Pearl S. Buck

Prolific author Pearl S. Buck earned a Pulitzer Prize for her novel The Good Earth. She was also the fourth female to win a Nobel Prize for Literature.

Synopsis

Pearl S. Buck was born on June 26, 1892, in Hillsboro, West Virginia. In 1930, she published her first novel, East Wind, West Wind. Her next novel, The Good Earth, earned her a Pulitzer Prize in 1932. In 1938, Buck became the first American female Nobel laureate. Concurrent with her writing career, she started the Pearl S. Buck Foundation, a humanitarian organization. She died on March 6, 1973, in Danby, Vermont.

Early Life

Pearl S. Buck was born Pearl Comfort Sydenstricker on June 26, 1892, in Hillsboro, West Virginia. At the time of her birth, her parents, both Presbyterian missionaries, were taking a leave from their work in China after some of Buck's older siblings had died of tropical disease. Buck's parents were so committed to their missionary work that they decided to go back to the Chinese village of Chinkiang with 5-month-old Pearl in tow.

Beginning at the age of 6, Buck was homeschooled by her mother for the early part of the day, and taught by a Chinese tutor during the afternoon.

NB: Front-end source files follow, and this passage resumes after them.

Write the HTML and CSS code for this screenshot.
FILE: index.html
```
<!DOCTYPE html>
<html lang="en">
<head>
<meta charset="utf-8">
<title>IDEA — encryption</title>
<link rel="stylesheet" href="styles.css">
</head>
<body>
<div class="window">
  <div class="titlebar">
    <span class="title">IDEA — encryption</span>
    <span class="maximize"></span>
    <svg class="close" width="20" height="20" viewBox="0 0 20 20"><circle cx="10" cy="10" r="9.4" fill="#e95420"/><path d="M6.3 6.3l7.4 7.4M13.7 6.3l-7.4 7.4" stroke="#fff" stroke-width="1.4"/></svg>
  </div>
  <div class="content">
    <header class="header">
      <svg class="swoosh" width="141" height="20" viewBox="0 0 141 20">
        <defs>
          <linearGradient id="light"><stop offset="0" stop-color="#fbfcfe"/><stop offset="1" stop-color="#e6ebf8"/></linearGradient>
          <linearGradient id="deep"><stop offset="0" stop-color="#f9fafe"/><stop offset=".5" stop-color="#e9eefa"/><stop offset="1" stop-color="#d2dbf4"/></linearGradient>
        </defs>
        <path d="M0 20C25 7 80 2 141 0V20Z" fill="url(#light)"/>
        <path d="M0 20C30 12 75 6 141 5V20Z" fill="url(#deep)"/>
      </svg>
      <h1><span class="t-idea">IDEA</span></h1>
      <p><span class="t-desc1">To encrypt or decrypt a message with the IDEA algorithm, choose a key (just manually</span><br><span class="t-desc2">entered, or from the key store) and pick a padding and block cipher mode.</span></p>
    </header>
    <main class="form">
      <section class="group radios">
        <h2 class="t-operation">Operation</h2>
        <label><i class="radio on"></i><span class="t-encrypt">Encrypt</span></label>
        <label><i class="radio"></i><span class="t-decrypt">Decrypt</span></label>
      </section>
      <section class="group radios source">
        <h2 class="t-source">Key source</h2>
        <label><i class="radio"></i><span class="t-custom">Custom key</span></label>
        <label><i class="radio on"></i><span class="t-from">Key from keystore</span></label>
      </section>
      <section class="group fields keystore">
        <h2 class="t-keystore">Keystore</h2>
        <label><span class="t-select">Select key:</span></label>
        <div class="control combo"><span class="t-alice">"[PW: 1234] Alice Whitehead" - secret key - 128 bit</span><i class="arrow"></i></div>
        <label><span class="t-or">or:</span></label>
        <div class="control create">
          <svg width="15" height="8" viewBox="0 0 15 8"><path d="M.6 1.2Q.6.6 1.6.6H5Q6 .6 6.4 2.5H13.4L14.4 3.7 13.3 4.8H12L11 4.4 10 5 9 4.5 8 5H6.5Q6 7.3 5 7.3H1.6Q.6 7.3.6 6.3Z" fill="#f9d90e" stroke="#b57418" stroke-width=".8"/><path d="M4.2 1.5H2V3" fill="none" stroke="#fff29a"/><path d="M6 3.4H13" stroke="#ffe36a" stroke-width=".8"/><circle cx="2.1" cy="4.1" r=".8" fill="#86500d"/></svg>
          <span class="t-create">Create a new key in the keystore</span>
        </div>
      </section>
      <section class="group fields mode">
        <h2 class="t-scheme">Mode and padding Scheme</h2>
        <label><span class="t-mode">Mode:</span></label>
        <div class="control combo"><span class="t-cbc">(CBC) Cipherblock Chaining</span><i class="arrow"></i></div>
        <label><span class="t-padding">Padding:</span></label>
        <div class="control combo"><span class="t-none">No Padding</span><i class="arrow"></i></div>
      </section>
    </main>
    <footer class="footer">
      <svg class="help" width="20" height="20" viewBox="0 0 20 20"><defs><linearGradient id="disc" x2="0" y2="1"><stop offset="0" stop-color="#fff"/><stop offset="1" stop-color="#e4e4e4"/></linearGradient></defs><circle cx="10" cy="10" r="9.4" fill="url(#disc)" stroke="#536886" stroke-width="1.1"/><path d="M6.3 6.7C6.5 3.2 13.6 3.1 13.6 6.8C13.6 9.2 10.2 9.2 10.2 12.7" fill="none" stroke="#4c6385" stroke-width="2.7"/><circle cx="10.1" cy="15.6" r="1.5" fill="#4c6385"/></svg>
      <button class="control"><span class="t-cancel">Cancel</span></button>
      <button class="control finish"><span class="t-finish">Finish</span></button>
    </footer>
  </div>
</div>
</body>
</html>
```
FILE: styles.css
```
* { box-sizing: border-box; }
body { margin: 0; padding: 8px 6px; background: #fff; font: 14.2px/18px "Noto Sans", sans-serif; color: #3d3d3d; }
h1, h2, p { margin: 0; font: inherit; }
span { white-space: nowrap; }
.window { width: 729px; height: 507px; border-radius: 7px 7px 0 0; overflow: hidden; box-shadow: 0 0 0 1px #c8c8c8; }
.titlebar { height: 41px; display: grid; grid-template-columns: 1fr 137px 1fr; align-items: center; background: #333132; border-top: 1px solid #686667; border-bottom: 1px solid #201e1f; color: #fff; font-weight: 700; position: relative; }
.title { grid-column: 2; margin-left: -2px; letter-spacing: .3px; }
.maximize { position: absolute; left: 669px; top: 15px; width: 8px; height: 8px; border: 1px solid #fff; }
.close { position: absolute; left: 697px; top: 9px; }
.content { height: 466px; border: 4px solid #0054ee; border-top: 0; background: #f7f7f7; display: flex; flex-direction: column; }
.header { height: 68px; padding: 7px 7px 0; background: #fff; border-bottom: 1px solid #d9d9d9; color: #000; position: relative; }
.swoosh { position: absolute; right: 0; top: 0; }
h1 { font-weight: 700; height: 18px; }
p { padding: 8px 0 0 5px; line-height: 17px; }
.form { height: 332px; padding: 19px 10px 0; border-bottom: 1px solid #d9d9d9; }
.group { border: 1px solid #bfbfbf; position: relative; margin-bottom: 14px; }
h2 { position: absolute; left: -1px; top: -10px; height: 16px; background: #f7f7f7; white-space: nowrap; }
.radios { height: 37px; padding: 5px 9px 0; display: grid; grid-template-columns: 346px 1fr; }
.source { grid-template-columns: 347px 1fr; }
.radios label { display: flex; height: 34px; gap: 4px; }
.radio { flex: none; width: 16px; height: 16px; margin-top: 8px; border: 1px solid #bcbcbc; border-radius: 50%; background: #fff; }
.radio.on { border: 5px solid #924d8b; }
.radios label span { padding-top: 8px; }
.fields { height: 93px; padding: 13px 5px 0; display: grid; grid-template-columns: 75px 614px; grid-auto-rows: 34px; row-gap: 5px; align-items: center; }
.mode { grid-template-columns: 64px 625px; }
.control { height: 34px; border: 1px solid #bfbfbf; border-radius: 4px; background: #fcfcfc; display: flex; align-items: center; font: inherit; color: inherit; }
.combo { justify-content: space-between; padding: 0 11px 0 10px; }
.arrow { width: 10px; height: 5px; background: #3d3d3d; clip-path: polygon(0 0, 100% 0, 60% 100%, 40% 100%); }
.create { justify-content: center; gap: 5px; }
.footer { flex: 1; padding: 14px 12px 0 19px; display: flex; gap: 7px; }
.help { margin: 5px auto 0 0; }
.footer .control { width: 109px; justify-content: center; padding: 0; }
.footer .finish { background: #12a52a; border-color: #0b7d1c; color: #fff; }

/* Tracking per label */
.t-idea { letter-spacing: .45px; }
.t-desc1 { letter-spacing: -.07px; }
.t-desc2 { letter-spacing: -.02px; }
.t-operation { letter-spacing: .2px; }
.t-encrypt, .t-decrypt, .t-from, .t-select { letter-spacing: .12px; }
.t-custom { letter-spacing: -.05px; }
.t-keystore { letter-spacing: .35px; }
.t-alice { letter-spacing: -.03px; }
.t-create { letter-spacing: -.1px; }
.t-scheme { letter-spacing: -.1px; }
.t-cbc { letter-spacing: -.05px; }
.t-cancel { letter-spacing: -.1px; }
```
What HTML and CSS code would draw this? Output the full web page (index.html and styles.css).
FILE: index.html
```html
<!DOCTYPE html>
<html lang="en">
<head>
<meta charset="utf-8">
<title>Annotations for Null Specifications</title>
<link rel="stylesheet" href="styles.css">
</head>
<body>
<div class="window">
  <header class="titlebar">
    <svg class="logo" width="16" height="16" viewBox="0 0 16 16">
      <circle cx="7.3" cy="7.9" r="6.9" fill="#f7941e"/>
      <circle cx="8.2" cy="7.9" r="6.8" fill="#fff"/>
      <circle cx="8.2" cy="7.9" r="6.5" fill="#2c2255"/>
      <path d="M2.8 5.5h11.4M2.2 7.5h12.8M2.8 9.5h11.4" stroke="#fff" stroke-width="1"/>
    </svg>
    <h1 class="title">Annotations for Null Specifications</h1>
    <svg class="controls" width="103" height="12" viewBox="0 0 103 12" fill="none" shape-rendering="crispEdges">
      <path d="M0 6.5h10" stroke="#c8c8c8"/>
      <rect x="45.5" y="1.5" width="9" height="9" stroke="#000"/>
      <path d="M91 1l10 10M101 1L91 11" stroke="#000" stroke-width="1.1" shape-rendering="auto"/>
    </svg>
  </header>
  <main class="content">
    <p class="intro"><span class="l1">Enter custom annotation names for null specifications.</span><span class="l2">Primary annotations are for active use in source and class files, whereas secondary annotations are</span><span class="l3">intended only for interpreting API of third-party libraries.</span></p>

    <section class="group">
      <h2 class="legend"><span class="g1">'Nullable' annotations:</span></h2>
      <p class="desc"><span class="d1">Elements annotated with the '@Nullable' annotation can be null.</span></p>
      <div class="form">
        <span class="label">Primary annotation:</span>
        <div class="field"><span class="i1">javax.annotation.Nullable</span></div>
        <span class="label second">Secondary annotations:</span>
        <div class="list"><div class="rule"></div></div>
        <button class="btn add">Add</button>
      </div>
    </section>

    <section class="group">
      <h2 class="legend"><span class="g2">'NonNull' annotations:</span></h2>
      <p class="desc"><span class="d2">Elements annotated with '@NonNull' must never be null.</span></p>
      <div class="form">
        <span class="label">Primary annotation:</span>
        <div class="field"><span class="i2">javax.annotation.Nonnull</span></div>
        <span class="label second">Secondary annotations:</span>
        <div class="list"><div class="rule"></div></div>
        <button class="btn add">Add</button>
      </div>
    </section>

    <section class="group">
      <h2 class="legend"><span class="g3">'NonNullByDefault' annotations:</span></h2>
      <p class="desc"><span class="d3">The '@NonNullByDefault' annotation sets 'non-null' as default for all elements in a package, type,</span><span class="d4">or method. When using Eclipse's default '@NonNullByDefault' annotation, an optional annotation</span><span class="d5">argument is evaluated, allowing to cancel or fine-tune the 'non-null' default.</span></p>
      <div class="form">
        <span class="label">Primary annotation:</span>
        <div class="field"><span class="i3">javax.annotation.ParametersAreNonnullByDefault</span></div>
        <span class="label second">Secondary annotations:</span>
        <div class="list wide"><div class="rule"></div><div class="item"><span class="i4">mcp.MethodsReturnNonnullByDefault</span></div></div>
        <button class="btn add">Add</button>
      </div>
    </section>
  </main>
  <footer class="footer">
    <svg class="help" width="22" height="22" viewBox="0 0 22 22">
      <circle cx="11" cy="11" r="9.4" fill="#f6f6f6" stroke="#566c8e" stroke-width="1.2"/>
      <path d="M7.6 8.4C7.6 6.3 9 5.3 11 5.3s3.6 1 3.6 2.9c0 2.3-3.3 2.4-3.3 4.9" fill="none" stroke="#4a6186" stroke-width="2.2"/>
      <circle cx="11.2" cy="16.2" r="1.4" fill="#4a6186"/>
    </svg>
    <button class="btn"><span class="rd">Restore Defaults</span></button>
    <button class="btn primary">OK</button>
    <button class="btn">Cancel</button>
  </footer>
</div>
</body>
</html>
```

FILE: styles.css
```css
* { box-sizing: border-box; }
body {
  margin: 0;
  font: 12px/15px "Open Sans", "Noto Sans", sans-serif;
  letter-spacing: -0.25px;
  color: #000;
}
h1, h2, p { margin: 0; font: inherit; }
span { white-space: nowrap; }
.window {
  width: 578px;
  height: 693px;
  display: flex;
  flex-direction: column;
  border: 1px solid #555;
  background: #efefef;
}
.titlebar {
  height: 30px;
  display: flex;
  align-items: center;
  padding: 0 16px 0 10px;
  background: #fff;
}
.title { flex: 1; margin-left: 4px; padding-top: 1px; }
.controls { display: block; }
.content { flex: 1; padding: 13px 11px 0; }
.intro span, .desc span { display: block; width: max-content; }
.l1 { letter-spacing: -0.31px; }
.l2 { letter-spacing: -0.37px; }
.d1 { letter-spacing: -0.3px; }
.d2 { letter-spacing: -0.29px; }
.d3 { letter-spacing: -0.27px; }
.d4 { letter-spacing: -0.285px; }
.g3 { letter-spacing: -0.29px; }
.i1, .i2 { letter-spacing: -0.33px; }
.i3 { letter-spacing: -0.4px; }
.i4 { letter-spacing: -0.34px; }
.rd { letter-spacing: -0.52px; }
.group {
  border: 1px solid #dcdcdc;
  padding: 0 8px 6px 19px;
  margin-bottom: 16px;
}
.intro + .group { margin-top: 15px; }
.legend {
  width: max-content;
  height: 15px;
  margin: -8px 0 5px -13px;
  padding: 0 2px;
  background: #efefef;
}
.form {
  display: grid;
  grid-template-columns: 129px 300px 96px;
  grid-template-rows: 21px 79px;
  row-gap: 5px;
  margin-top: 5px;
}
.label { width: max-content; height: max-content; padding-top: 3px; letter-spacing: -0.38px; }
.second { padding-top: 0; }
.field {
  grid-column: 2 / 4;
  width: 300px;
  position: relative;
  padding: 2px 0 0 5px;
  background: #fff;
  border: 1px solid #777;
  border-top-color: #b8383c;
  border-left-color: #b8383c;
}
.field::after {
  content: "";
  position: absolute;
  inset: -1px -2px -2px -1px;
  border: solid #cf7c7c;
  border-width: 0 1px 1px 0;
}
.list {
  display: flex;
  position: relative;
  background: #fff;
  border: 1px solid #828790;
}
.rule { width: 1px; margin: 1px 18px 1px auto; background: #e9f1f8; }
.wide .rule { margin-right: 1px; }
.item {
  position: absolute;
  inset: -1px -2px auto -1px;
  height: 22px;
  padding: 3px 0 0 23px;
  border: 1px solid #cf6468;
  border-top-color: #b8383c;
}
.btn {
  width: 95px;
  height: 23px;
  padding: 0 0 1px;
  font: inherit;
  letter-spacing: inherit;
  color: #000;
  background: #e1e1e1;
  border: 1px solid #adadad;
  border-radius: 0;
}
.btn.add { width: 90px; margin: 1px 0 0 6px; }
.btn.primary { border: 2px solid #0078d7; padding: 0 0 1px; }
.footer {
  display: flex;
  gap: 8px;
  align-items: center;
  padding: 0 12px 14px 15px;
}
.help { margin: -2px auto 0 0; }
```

When she was 9 years old, the Boxer Rebellion forced Buck and her family to flee to Shanghai. Although her family returned to Chinkiang when the rebellion ended in 1901, Buck decided to attend boarding school in Shanghai in 1907. She completed her course load in 1909, and moved back to the United States in 1910 to study philosophy at Randolph-Macon Woman's College in Lynchburg, Virginia. After earning her bachelor's degree, Buck was offered a position as a psychology professor at her alma mater. A semester later, Buck returned to China to take care of her mother, who had fallen ill.

Personal Life

Back in China, Buck fell in love with an agricultural missionary named John Lossing Buck. The two were married in 1917. They spent most of their early marriage living in Nanking, where John taught agricultural theory. Buck too returned for a while to teach at universities; this time, English was her subject of expertise. But Buck spent the majority of her time in Nanking caring for her mentally disabled daughter, Carol, who was born in 1920. In 1925, Buck returned to America to pursue her master's degree in English at Cornell University. In 1929, she enrolled Carol at the Vineland Training School in New Jersey.

Pearl and John would eventually divorce in 1935, when she left him to marry Richard Walsh, her publishing agent. Though she let go of John Buck, she would keep his last name for the rest of her life.

Major Works and Pulitzer Prize

After graduate school, Pearl S. Buck returned to China yet again. It was 1926, both of her parents were ailing, and her family's finances were in dire straits. Buck decided to start writing in hopes of earning a better living.

In 1930, Buck published her first novel, East Wind, West Wind, focusing on China's difficult transition from old traditions to a new way of life. Her next and perhaps best-known novel, The Good Earth, earned her a Pulitzer Prize in 1932. The Good Earth highlights the life of Chinese peasants, a life that Buck had been privy to growing up in Chinkiang. After receiving the Pulitzer, Buck moved back to the United States permanently. In 1933, she went back to graduate school—this time at Yale University—and earned an additional master's degree. In 1938, she achieved the illustrious distinction of becoming the first American woman and fourth woman overall to receive a Nobel Prize in Literature.

Buck continued to write prolifically thereafter, choosing China as the setting for the majority of her work. Her genres ranged from such popular novels-turned-movies as China Sky (1941) and The Dragon Seed (1942), to children's books like The Water-Buffalo Children (1943) and The Christmas Ghost (1960). Buck's body of work also includes non-fiction. Her final works include the non-fiction book China as I See It and a cookbook about Asian cuisine, Pearl S. Buck's Oriental Cookbook (1972).

Humanitarian Until Death

Concurrent with her writing career, Buck was active in humanitarian efforts to protect Asian Americans against racial intolerance by increasing awareness. She also strove to improve disadvantaged Asian Americans' (particularly children's) living conditions. Toward these ends, Buck founded the East and West Association in 1941.

Also in support of these causes, in 1949, Buck started the adoption agency Welcome House, which specialized in the adoption of Asian-American children. In 1964, she established the Pearl S. Buck Foundation to further "address the issues of poverty and discrimination faced by children in Asian countries." In 1973, she bequeathed her personal estate as the future headquarters of Pearl S. Buck International.

Pearl S. Buck died of lung cancer on March 6, 1973, in Danby, Vermont. Today, she continues to be regarded as a legendary American writer and humanitarian.